Ein ausgeprägtes Phänomen des südafrikanischen Kapitalismus ist, dass sich Rassen- und Klassenunterdrückung sehr stark überlappen. Wir unterstützen den Kampf für nationale Emanzipation, sind aber unversöhnliche Gegner jeglicher nationalistischer Ideologie. Historisch gesehen zeigt sich das Ausmaß der nationalen Unterdrückung der Schwarzen darin, dass es keine schwarze besitzende Klasse gab, was das falsche Bewusstsein verfestigte, alle Schwarzen würden die gleichen Interessen teilen über Klassenspaltungen hinweg. Obwohl sich unter der Neo-Apartheid die objektive Realität geändert hat – durch die Übergabe der politischen Macht an eine schwarze Elite und die Entwicklung einer verhältnismäßig sehr kleinen schwarzen Bourgeoisie, die hauptsächlich als schwarze Sachwalter der immer noch überwiegend weißen Kapitalistenklasse auftritt –, bleibt doch unter der Arbeiterklasse und den Unterdrückten der ideologische Würgegriff des Nationalismus bestehen und stellt ein Haupthindernis für die Entwicklung von Klassenbewusstsein dar.

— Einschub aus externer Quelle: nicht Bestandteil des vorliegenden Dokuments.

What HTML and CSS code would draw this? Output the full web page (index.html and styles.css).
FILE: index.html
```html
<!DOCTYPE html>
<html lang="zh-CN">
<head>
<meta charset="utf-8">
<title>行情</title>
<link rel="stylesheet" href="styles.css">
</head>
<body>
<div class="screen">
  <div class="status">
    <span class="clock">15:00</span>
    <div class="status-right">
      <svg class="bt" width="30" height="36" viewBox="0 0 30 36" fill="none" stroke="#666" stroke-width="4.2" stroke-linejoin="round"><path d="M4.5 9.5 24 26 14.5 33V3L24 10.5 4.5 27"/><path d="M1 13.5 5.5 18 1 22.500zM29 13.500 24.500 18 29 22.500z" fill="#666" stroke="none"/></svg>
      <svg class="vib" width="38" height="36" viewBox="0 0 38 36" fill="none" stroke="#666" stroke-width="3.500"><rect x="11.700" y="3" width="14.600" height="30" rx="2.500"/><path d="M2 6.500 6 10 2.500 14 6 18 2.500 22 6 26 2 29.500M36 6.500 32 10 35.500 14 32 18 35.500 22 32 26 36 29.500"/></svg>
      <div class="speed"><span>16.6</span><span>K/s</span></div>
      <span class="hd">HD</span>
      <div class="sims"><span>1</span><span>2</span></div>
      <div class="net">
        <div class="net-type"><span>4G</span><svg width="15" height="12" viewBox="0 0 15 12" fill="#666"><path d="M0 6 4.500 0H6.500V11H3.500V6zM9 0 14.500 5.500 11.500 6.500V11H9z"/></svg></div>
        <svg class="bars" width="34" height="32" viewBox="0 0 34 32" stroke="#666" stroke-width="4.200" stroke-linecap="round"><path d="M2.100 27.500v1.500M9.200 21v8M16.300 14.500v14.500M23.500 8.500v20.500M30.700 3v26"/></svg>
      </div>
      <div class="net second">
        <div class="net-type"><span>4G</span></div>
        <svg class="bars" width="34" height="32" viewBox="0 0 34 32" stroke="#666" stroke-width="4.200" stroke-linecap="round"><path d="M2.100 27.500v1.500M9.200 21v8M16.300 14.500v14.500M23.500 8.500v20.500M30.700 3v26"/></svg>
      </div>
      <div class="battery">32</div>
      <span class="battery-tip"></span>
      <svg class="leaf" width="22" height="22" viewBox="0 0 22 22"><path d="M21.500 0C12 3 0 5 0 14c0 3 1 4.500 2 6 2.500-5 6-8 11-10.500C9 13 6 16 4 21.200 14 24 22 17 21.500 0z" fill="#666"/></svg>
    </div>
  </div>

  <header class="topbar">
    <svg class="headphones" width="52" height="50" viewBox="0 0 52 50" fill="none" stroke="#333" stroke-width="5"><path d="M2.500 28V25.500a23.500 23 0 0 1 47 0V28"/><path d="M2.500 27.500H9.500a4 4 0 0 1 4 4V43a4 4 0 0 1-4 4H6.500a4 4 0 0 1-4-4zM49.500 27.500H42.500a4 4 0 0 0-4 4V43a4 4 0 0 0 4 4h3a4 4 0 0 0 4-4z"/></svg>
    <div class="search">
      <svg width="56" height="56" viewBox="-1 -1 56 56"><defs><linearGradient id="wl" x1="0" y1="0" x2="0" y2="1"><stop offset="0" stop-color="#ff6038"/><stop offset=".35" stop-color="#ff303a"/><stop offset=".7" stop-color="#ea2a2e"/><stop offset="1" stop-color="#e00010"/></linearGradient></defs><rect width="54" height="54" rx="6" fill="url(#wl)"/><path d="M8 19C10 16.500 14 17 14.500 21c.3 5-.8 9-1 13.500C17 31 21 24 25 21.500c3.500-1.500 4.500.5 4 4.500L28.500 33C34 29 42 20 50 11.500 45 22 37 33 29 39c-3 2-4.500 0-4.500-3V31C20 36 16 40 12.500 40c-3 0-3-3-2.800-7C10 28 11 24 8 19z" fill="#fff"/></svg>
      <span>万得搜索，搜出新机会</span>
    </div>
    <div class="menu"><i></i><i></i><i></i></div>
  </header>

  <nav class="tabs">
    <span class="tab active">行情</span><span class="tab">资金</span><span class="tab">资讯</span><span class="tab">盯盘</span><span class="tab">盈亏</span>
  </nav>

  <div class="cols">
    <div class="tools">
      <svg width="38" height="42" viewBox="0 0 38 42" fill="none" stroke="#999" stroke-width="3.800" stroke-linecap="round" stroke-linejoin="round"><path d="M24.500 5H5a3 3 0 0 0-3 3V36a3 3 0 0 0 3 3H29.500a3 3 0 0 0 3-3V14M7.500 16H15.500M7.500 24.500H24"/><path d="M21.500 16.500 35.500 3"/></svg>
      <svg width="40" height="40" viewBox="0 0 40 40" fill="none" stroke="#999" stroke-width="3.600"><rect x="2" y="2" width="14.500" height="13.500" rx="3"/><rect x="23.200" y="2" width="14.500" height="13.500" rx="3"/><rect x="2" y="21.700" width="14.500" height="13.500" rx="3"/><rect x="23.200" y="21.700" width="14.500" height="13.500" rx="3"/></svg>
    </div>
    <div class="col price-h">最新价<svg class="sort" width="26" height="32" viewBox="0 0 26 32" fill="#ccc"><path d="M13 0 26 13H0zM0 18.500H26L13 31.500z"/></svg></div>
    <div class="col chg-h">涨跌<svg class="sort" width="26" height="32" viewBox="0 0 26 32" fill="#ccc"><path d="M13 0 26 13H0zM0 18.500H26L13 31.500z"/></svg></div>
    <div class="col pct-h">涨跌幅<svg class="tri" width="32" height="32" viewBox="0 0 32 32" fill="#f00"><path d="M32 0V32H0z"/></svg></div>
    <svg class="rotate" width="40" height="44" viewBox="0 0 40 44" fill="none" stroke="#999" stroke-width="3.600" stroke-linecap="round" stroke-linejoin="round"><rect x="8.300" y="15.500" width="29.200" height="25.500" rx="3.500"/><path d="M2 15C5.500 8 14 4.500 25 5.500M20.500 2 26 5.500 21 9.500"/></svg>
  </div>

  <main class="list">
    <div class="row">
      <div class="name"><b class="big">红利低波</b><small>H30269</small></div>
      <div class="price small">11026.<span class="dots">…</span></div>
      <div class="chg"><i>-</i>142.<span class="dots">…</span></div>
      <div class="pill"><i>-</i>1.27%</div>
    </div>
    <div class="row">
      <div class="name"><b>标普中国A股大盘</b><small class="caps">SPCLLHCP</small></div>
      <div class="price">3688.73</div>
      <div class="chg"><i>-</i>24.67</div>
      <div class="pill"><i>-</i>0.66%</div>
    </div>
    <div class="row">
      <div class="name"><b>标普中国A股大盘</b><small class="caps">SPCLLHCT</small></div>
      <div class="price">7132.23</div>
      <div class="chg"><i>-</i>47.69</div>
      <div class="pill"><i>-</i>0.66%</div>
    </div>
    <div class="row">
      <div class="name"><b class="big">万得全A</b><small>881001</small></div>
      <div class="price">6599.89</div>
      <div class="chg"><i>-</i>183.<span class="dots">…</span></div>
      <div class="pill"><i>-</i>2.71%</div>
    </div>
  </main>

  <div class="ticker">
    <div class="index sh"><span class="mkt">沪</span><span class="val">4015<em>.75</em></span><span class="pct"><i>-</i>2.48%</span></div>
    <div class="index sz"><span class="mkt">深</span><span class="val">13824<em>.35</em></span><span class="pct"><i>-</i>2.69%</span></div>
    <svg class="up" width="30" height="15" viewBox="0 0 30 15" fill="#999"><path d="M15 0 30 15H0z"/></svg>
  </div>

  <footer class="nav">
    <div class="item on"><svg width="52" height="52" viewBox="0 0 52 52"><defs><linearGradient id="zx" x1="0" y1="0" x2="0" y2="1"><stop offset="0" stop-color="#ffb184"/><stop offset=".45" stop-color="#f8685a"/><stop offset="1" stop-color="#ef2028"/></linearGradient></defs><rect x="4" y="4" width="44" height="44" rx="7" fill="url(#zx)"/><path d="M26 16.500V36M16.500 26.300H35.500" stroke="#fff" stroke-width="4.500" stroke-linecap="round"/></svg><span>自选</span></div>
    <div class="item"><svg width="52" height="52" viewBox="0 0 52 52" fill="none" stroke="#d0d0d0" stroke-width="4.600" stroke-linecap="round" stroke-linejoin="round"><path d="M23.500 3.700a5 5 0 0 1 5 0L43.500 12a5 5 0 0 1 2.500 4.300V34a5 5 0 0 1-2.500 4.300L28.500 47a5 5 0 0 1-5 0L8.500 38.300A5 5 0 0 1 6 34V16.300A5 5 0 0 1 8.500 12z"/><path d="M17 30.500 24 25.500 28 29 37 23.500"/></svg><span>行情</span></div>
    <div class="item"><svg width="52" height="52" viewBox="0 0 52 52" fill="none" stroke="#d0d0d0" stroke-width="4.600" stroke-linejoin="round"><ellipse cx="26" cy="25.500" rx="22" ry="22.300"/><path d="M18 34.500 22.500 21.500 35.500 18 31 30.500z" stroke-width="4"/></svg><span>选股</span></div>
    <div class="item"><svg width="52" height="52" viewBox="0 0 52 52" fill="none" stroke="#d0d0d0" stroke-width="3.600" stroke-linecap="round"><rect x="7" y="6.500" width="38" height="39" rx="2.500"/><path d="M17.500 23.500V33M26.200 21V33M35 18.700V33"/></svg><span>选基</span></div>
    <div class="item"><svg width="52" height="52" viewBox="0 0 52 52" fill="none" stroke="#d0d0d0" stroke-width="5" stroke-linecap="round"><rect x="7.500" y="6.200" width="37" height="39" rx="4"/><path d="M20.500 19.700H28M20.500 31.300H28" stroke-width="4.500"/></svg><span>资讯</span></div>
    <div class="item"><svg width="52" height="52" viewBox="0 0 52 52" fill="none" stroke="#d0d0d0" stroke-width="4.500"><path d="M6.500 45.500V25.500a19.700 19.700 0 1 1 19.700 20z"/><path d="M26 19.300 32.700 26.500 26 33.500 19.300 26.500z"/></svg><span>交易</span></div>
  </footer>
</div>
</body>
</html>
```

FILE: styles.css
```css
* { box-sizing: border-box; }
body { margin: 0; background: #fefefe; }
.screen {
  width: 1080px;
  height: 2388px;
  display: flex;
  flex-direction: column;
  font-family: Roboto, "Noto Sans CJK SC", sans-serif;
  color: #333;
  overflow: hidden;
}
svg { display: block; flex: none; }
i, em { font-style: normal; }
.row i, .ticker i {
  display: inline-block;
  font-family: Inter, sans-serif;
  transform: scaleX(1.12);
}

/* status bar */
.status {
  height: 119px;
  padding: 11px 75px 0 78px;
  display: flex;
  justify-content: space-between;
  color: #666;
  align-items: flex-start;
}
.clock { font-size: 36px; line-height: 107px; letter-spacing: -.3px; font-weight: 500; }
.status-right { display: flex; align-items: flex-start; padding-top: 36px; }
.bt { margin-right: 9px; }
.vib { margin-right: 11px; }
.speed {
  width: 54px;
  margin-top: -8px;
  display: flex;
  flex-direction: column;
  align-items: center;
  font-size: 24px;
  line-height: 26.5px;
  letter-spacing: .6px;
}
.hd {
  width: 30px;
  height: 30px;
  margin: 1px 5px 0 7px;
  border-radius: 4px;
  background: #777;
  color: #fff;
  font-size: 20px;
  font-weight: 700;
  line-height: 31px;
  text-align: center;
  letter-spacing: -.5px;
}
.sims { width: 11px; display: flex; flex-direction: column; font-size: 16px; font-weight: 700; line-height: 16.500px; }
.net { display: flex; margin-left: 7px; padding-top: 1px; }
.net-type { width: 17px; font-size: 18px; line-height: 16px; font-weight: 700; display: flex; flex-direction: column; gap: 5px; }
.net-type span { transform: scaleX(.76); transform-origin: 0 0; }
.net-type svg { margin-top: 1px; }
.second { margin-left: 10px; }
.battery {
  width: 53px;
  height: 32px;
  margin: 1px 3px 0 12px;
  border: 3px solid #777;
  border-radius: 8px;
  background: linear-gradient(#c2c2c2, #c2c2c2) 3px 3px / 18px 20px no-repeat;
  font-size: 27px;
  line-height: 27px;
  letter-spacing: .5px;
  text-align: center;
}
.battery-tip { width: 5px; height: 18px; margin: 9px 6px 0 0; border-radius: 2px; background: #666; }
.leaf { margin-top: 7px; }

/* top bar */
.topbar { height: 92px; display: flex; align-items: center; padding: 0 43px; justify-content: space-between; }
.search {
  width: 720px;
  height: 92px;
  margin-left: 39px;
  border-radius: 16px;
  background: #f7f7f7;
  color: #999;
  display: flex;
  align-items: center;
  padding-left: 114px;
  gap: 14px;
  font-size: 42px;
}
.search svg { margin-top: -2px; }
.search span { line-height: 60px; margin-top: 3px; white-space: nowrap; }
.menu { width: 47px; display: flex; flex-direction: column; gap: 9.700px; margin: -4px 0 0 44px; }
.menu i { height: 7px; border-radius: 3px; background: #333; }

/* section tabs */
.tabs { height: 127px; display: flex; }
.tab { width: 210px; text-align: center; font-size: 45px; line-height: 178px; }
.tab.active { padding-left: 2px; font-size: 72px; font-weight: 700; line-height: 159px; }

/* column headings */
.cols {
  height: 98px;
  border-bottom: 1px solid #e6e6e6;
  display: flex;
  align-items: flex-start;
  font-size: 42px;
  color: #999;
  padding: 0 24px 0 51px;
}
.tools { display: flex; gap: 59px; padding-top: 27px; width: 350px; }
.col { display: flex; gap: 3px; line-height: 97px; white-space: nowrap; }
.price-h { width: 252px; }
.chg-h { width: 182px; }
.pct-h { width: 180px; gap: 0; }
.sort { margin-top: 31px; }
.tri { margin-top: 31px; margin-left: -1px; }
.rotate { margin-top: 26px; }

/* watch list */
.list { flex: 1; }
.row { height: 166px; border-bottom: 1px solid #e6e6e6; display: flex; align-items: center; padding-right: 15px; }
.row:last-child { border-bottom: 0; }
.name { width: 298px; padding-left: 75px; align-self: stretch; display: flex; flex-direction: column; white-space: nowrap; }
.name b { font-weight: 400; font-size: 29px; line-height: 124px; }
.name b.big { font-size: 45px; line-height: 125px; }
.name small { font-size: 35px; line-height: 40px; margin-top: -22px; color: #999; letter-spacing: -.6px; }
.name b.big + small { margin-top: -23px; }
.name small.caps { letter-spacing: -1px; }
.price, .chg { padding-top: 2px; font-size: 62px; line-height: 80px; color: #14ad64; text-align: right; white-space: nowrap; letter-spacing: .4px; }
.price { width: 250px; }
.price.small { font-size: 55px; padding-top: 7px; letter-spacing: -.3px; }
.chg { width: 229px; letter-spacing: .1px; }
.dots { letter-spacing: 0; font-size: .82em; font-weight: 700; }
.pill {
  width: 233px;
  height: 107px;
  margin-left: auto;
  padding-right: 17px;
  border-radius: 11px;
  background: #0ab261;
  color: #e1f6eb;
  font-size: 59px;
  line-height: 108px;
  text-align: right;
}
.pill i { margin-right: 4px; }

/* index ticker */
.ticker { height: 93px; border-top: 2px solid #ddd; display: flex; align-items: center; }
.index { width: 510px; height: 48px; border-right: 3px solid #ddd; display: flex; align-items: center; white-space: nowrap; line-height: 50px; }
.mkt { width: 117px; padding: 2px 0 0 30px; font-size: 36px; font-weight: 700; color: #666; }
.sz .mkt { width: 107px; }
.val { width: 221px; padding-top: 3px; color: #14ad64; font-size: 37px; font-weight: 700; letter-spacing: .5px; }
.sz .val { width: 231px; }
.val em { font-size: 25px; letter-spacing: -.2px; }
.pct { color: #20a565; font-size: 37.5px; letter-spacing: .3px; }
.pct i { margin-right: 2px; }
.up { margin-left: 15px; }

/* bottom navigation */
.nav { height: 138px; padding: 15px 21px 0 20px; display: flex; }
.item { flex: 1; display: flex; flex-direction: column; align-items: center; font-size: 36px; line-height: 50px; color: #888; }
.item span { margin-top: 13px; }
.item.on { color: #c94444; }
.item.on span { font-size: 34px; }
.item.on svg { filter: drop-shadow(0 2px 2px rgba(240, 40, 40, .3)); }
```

Die Nationalisten von ANC/Allianz, die neuen Aufseher des rassistischen südafrikanischen Kapitalismus, setzen die gleiche „Teile-und-herrsche“-Strategie ein wie ihre weißen Vorgänger, sie hetzen verschiedene Teile der Unterdrückten gegeneinander auf. Dass Immigranten aus Afrika und Asien brutal unterdrückt und zum Sündenbock gestempelt werden, ist eines der offensichtlichsten Beispiele für den reaktionären Charakter des schwarzen Nationalismus.
Eine zentral von Schwarzen getragene Arbeiterregierung müsste in Worten und Taten beweisen, dass sie nicht neuen schwarzen Nationalismus in verschleierter Form vertritt. Eine Hauptaufgabe einer solchen Regierung wäre es, die Spaltungen entlang Nation, Rasse und Stämmen zu überwinden, indem sie die demokratischen Rechte und die nationale Gleichheit aller Bevölkerungsgruppen Südafrikas erkämpft. Vor diesem Hintergrund betonen wir die Inklusivität dieser Losung: Bei einer zentral von Schwarzen getragenen Arbeiterregierung hätten die farbigen und indischen Werktätigen volle demokratische Rechte und würden eine wichtige Rolle spielen. Das Gleiche gilt auch für Weiße, die eine Regierung akzeptieren, welche hauptsächlich von der schwarzen Arbeiterklasse gestellt wird. Südafrika entspricht in außergewöhnlich deutlicher Weise Trotzkis Konzept der permanenten Revolution, das besagt, dass in kolonialen und halbkolonialen Ländern die nationale Befreiung und die soziale und wirtschaftliche Modernisierung nur durch eine proletarische Revolution erreicht werden können.
Wir betrachten die vom Kolonialismus gezogenen Grenzen zwischen afrikanischen Ländern, die keinen Bezug zu Stammes- oder ethnischen Gruppierungen haben, nicht als unantastbar. Wir kämpfen für eine sozialistische Föderation des südlichen Afrikas, in der all die zahllosen Volksgruppen der Region gleiche Rechte haben. Das südafrikanische Proletariat, das von der Kapitalistenklasse ausgebeutet wird, deren Besitz sich über das ganze südliche Afrika erstreckt, hat die soziale Macht, die der Schlüssel ist zur Befreiung nicht nur der geknechteten Massen in diesem Land, sondern auch jener der gesamten vom neokolonialen Elend unterjochten Region. Immigranten aus Nachbarländern, die in Südafrika arbeiten und/oder leben, werden wie eine menschliche Brücke sein, die die proletarische Revolution hier mit Revolutionen in der gesamten Region verbindet. Eine sozialistische Revolution und die Enteignung der Bourgeoisie kann die materielle Grundlage für sozialen und wirtschaftlichen Fortschritt und echte Gleichheit schaffen. Aber eine solche Perspektive kann nur durch die Ausweitung der sozialistischen Revolution auf die fortgeschrittensten imperialistischen Länder und durch die Errichtung einer weltweiten kollektivierten sozialistischen Planwirtschaft verwirklicht werden. Das ist das revolutionäre trotzkistische Programm von Spartacist/South Africa.